#### [DATA IN THIS EXERCISE]

• • • • •

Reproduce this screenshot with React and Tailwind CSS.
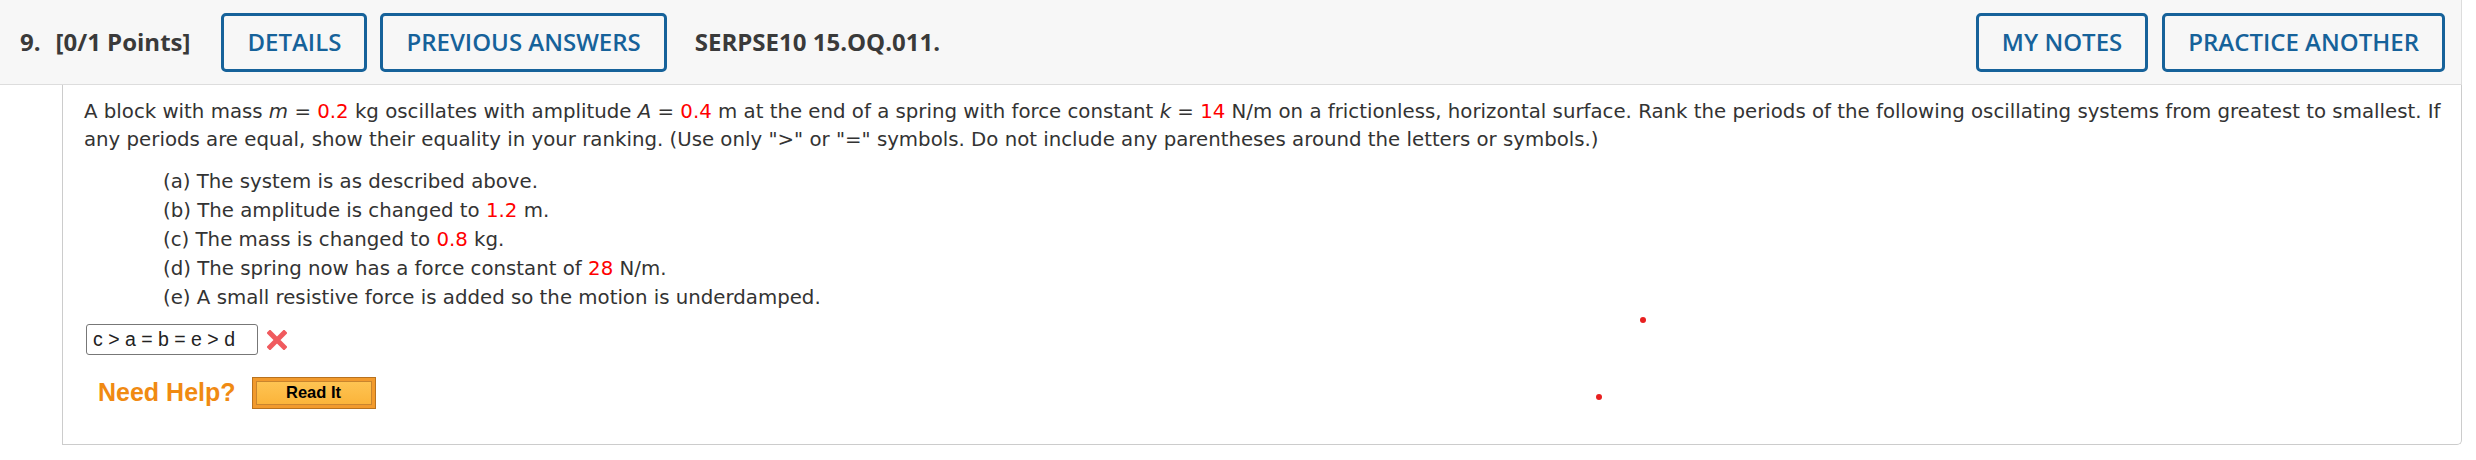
import React from "react";

const Red = ({ children }) => <span className="text-[#ff0000]">{children}</span>;

const HeaderButton = ({ children }) => (
  <button className="h-[59px] px-[23px] border-[3px] border-[#16629a] rounded-[5px] text-[#16629a] text-[24px] font-semibold">
    {children}
  </button>
);

const ReadIt = () => (
  <div className="w-[124px] h-[32px] border border-[#b8721e] bg-[#f29a2c] p-[3px]">
    <div className="h-full border border-[#c9852e] bg-gradient-to-b from-[#fec452] to-[#fbb43a] flex items-center justify-center text-[16.5px] font-bold text-black font-['Liberation_Sans',Arial,sans-serif]">
      Read It
    </div>
  </div>
);

const Parts = [
  <>(a) The system is as described above.</>,
  <>
    (b) The amplitude is changed to <Red>1.2</Red> m.
  </>,
  <>
    (c) The mass is changed to <Red>0.8</Red> kg.
  </>,
  <>
    (d) The spring now has a force constant of <Red>28</Red> N/m.
  </>,
  <>(e) A small resistive force is added so the motion is underdamped.</>,
];

export default function App() {
  return (
    <div className="w-[2476px] h-[460px] bg-white">
      <div className="w-[2462px]">
        {/* header */}
        <div className="h-[85px] bg-[#f7f7f7] border-b border-r border-[#dddddd] flex items-center pl-5 pr-[16px] font-['Open_Sans',sans-serif] text-[#3a3a3a]">
          <span className="text-[24px] font-bold">9.</span>
          <span className="text-[24px] font-bold ml-[15px]">[0/1 Points]</span>
          <div className="ml-[31px] flex gap-[13px]">
            <HeaderButton>DETAILS</HeaderButton>
            <HeaderButton>PREVIOUS ANSWERS</HeaderButton>
          </div>
          <span className="ml-[28px] text-[24px] font-bold">SERPSE10 15.OQ.011.</span>
          <div className="ml-auto flex gap-[14px]">
            <HeaderButton>MY NOTES</HeaderButton>
            <HeaderButton>PRACTICE ANOTHER</HeaderButton>
          </div>
        </div>

        {/* question body */}
        <div className="relative ml-[62px] h-[360px] border-l border-r border-b border-[#cccccc] rounded-br-[5px] pl-[21px] pt-[13px] font-['DejaVu_Sans',Verdana,sans-serif] text-[19.75px] text-[#333333]">
          <p className="w-[2372px] leading-[28px]">
            A block with mass <i>m</i> = <Red>0.2</Red> kg oscillates with amplitude <i>A</i> ={" "}
            <Red>0.4</Red> m at the end of a spring with force constant <i>k</i> = <Red>14</Red> N/m on a
            frictionless, horizontal surface. Rank the periods of the following oscillating systems from
            greatest to smallest. If any periods are equal, show their equality in your ranking. (Use only
            "&gt;" or "=" symbols. Do not include any parentheses around the letters or symbols.)
          </p>

          <div className="ml-[79px] mt-[13px] leading-[29px]">
            {Parts.map((p, i) => (
              <div key={i}>{p}</div>
            ))}
          </div>

          <div className="mt-[12px] flex items-center">
            <div className="ml-[2px] w-[172px] h-[31px] border border-[#777777] rounded-[3px] pl-[6px] flex items-center text-[19.5px] text-[#222222] font-['Liberation_Sans',Arial,sans-serif]">
              c &gt; a = b = e &gt; d
            </div>
            <svg className="ml-[9px]" width="20" height="20" viewBox="0 0 20 20">
              <path d="M3 3 L17 17 M17 3 L3 17" stroke="#f05a5e" strokeWidth="5" strokeLinecap="square" />
            </svg>
          </div>

          <div className="mt-[19px] ml-[14px] flex items-center gap-[16px]">
            <span className="text-[25px] font-bold text-[#f08a12] font-['Liberation_Sans',Arial,sans-serif]">
              Need Help?
            </span>
            <ReadIt />
          </div>

          {/* stray markers */}
          <span className="absolute left-[1577px] top-[232px] w-[6px] h-[6px] rounded-full bg-[#e82020]" />
          <span className="absolute left-[1533px] top-[309px] w-[6px] h-[6px] rounded-full bg-[#e82020]" />
        </div>
      </div>
    </div>
  );
}
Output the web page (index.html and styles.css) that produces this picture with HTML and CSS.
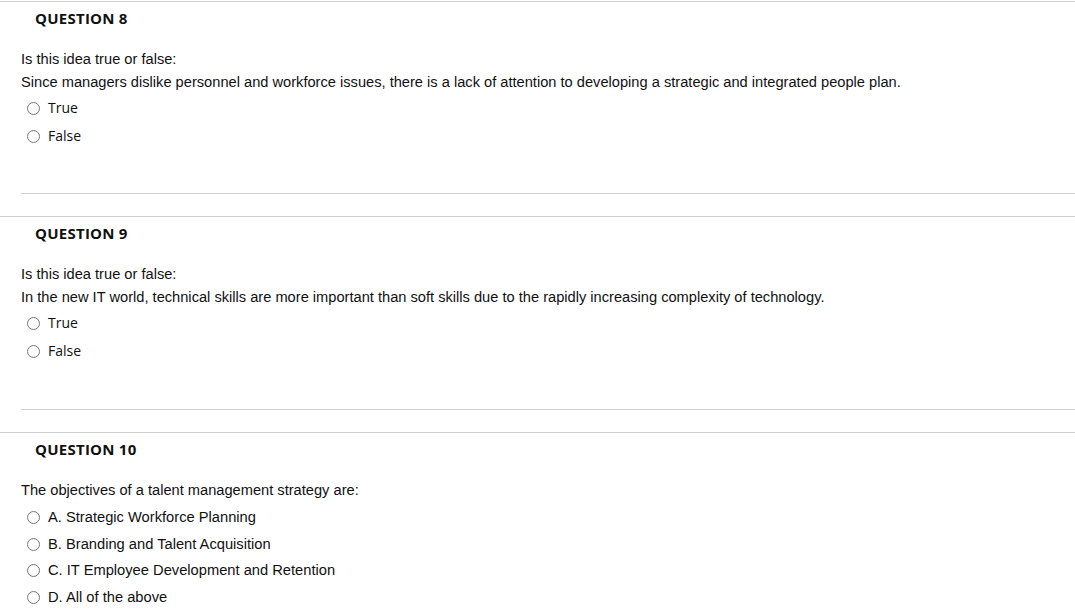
FILE: index.html
```html
<!DOCTYPE html>
<html>
<head>
<meta charset="utf-8">
<link rel="stylesheet" href="styles.css">
</head>
<body>
<div class="page">
  <section class="question first">
    <h3 class="q-title">QUESTION 8</h3>
    <div class="q-body">
      <p class="q-text">Is this idea true or false:</p>
      <p class="q-text">Since managers dislike personnel and workforce issues, there is a lack of attention to developing a strategic and integrated people plan.</p>
      <ul class="options tf">
        <li class="option"><span class="radio"></span><span class="label">True</span></li>
        <li class="option"><span class="radio"></span><span class="label">False</span></li>
      </ul>
    </div>
    <div class="q-sep"></div>
  </section>
  <section class="question">
    <h3 class="q-title">QUESTION 9</h3>
    <div class="q-body">
      <p class="q-text">Is this idea true or false:</p>
      <p class="q-text">In the new IT world, technical skills are more important than soft skills due to the rapidly increasing complexity of technology.</p>
      <ul class="options tf">
        <li class="option"><span class="radio"></span><span class="label">True</span></li>
        <li class="option"><span class="radio"></span><span class="label">False</span></li>
      </ul>
    </div>
    <div class="q-sep"></div>
  </section>
  <section class="question last">
    <h3 class="q-title">QUESTION 10</h3>
    <div class="q-body">
      <p class="q-text">The objectives of a talent management strategy are:</p>
      <ul class="options mc">
        <li class="option"><span class="radio"></span><span class="label">A. Strategic Workforce Planning</span></li>
        <li class="option"><span class="radio"></span><span class="label">B. Branding and Talent Acquisition</span></li>
        <li class="option"><span class="radio"></span><span class="label">C. IT Employee Development and Retention</span></li>
        <li class="option"><span class="radio"></span><span class="label">D. All of the above</span></li>
      </ul>
    </div>
  </section>
</div>
</body>
</html>
```
FILE: styles.css
```css
html, body {
  margin: 0;
  padding: 0;
  background: #fff;
}
body {
  font-family: Arial, "Liberation Sans", sans-serif;
  color: #111;
}
.page {
  padding-top: 1px;
}
.question {
  border-top: 1px solid #cfcfcf;
  height: 215px;
  display: flex;
  flex-direction: column;
}
.question.first {
  height: 214px;
}
.question.last {
  height: auto;
}
.q-title {
  margin: 0;
  padding: 6px 0 0 35px;
  height: 20px;
  line-height: 20px;
  font-family: "Open Sans", sans-serif;
  font-weight: 700;
  font-size: 15px;
  color: #111;
  letter-spacing: 0.25px;
}
.q-body {
  margin: 19.5px 0 0 21px;
}
.q-text {
  margin: 0;
  font-size: 14.65px;
  line-height: 23px;
}
.options {
  list-style: none;
  margin: 0;
  padding: 0;
}
.option {
  display: flex;
  align-items: center;
  gap: 8px;
  padding-left: 6px;
}
.tf .option {
  height: 28px;
}
.tf .label {
  font-family: "Open Sans", sans-serif;
  font-size: 14px;
}
.mc {
  padding-top: 2px;
}
.mc .option {
  height: 26.7px;
}
.mc .label {
  font-size: 14.7px;
}
.radio {
  width: 11px;
  height: 11px;
  border: 1px solid #777;
  border-radius: 50%;
  background: #fff;
  flex: none;
  margin-top: 1px;
}
.q-sep {
  margin: auto 0 22px 21px;
  border-top: 1px solid #cfcfcf;
}
```
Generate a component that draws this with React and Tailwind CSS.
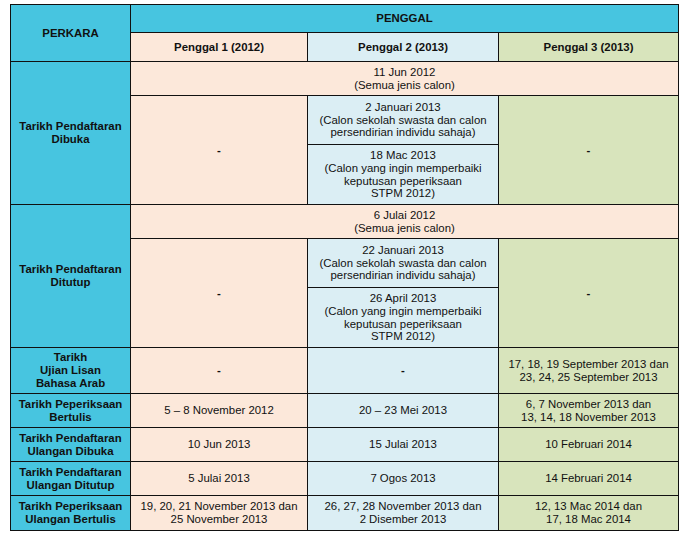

• • • • •

#### [DIRECTIONS FOR THIS TASK]
Drop the images and quote the entries word for word.

#### [EXPECTED ANSWER]
Reproduce this screenshot with React and Tailwind CSS.
import React from "react";

const Red = ({ children }) => <span className="text-[#ff0000]">{children}</span>;

const HeaderButton = ({ children }) => (
  <button className="h-[59px] px-[23px] border-[3px] border-[#16629a] rounded-[5px] text-[#16629a] text-[24px] font-semibold">
    {children}
  </button>
);

const ReadIt = () => (
  <div className="w-[124px] h-[32px] border border-[#b8721e] bg-[#f29a2c] p-[3px]">
    <div className="h-full border border-[#c9852e] bg-gradient-to-b from-[#fec452] to-[#fbb43a] flex items-center justify-center text-[16.5px] font-bold text-black font-['Liberation_Sans',Arial,sans-serif]">
      Read It
    </div>
  </div>
);

const Parts = [
  <>(a) The system is as described above.</>,
  <>
    (b) The amplitude is changed to <Red>1.2</Red> m.
  </>,
  <>
    (c) The mass is changed to <Red>0.8</Red> kg.
  </>,
  <>
    (d) The spring now has a force constant of <Red>28</Red> N/m.
  </>,
  <>(e) A small resistive force is added so the motion is underdamped.</>,
];

export default function App() {
  return (
    <div className="w-[2476px] h-[460px] bg-white">
      <div className="w-[2462px]">
        {/* header */}
        <div className="h-[85px] bg-[#f7f7f7] border-b border-r border-[#dddddd] flex items-center pl-5 pr-[16px] font-['Open_Sans',sans-serif] text-[#3a3a3a]">
          <span className="text-[24px] font-bold">9.</span>
          <span className="text-[24px] font-bold ml-[15px]">[0/1 Points]</span>
          <div className="ml-[31px] flex gap-[13px]">
            <HeaderButton>DETAILS</HeaderButton>
            <HeaderButton>PREVIOUS ANSWERS</HeaderButton>
          </div>
          <span className="ml-[28px] text-[24px] font-bold">SERPSE10 15.OQ.011.</span>
          <div className="ml-auto flex gap-[14px]">
            <HeaderButton>MY NOTES</HeaderButton>
            <HeaderButton>PRACTICE ANOTHER</HeaderButton>
          </div>
        </div>

        {/* question body */}
        <div className="relative ml-[62px] h-[360px] border-l border-r border-b border-[#cccccc] rounded-br-[5px] pl-[21px] pt-[13px] font-['DejaVu_Sans',Verdana,sans-serif] text-[19.75px] text-[#333333]">
          <p className="w-[2372px] leading-[28px]">
            A block with mass <i>m</i> = <Red>0.2</Red> kg oscillates with amplitude <i>A</i> ={" "}
            <Red>0.4</Red> m at the end of a spring with force constant <i>k</i> = <Red>14</Red> N/m on a
            frictionless, horizontal surface. Rank the periods of the following oscillating systems from
            greatest to smallest. If any periods are equal, show their equality in your ranking. (Use only
            "&gt;" or "=" symbols. Do not include any parentheses around the letters or symbols.)
          </p>

          <div className="ml-[79px] mt-[13px] leading-[29px]">
            {Parts.map((p, i) => (
              <div key={i}>{p}</div>
            ))}
          </div>

          <div className="mt-[12px] flex items-center">
            <div className="ml-[2px] w-[172px] h-[31px] border border-[#777777] rounded-[3px] pl-[6px] flex items-center text-[19.5px] text-[#222222] font-['Liberation_Sans',Arial,sans-serif]">
              c &gt; a = b = e &gt; d
            </div>
            <svg className="ml-[9px]" width="20" height="20" viewBox="0 0 20 20">
              <path d="M3 3 L17 17 M17 3 L3 17" stroke="#f05a5e" strokeWidth="5" strokeLinecap="square" />
            </svg>
          </div>

          <div className="mt-[19px] ml-[14px] flex items-center gap-[16px]">
            <span className="text-[25px] font-bold text-[#f08a12] font-['Liberation_Sans',Arial,sans-serif]">
              Need Help?
            </span>
            <ReadIt />
          </div>

          {/* stray markers */}
          <span className="absolute left-[1577px] top-[232px] w-[6px] h-[6px] rounded-full bg-[#e82020]" />
          <span className="absolute left-[1533px] top-[309px] w-[6px] h-[6px] rounded-full bg-[#e82020]" />
        </div>
      </div>
    </div>
  );
}
Output the web page (index.html and styles.css) that produces this picture with HTML and CSS.
FILE: index.html
```html
<!DOCTYPE html>
<html>
<head>
<meta charset="utf-8">
<link rel="stylesheet" href="styles.css">
</head>
<body>
<div class="page">
  <section class="question first">
    <h3 class="q-title">QUESTION 8</h3>
    <div class="q-body">
      <p class="q-text">Is this idea true or false:</p>
      <p class="q-text">Since managers dislike personnel and workforce issues, there is a lack of attention to developing a strategic and integrated people plan.</p>
      <ul class="options tf">
        <li class="option"><span class="radio"></span><span class="label">True</span></li>
        <li class="option"><span class="radio"></span><span class="label">False</span></li>
      </ul>
    </div>
    <div class="q-sep"></div>
  </section>
  <section class="question">
    <h3 class="q-title">QUESTION 9</h3>
    <div class="q-body">
      <p class="q-text">Is this idea true or false:</p>
      <p class="q-text">In the new IT world, technical skills are more important than soft skills due to the rapidly increasing complexity of technology.</p>
      <ul class="options tf">
        <li class="option"><span class="radio"></span><span class="label">True</span></li>
        <li class="option"><span class="radio"></span><span class="label">False</span></li>
      </ul>
    </div>
    <div class="q-sep"></div>
  </section>
  <section class="question last">
    <h3 class="q-title">QUESTION 10</h3>
    <div class="q-body">
      <p class="q-text">The objectives of a talent management strategy are:</p>
      <ul class="options mc">
        <li class="option"><span class="radio"></span><span class="label">A. Strategic Workforce Planning</span></li>
        <li class="option"><span class="radio"></span><span class="label">B. Branding and Talent Acquisition</span></li>
        <li class="option"><span class="radio"></span><span class="label">C. IT Employee Development and Retention</span></li>
        <li class="option"><span class="radio"></span><span class="label">D. All of the above</span></li>
      </ul>
    </div>
  </section>
</div>
</body>
</html>
```
FILE: styles.css
```css
html, body {
  margin: 0;
  padding: 0;
  background: #fff;
}
body {
  font-family: Arial, "Liberation Sans", sans-serif;
  color: #111;
}
.page {
  padding-top: 1px;
}
.question {
  border-top: 1px solid #cfcfcf;
  height: 215px;
  display: flex;
  flex-direction: column;
}
.question.first {
  height: 214px;
}
.question.last {
  height: auto;
}
.q-title {
  margin: 0;
  padding: 6px 0 0 35px;
  height: 20px;
  line-height: 20px;
  font-family: "Open Sans", sans-serif;
  font-weight: 700;
  font-size: 15px;
  color: #111;
  letter-spacing: 0.25px;
}
.q-body {
  margin: 19.5px 0 0 21px;
}
.q-text {
  margin: 0;
  font-size: 14.65px;
  line-height: 23px;
}
.options {
  list-style: none;
  margin: 0;
  padding: 0;
}
.option {
  display: flex;
  align-items: center;
  gap: 8px;
  padding-left: 6px;
}
.tf .option {
  height: 28px;
}
.tf .label {
  font-family: "Open Sans", sans-serif;
  font-size: 14px;
}
.mc {
  padding-top: 2px;
}
.mc .option {
  height: 26.7px;
}
.mc .label {
  font-size: 14.7px;
}
.radio {
  width: 11px;
  height: 11px;
  border: 1px solid #777;
  border-radius: 50%;
  background: #fff;
  flex: none;
  margin-top: 1px;
}
.q-sep {
  margin: auto 0 22px 21px;
  border-top: 1px solid #cfcfcf;
}
```
Generate a component that draws this with React and Tailwind CSS.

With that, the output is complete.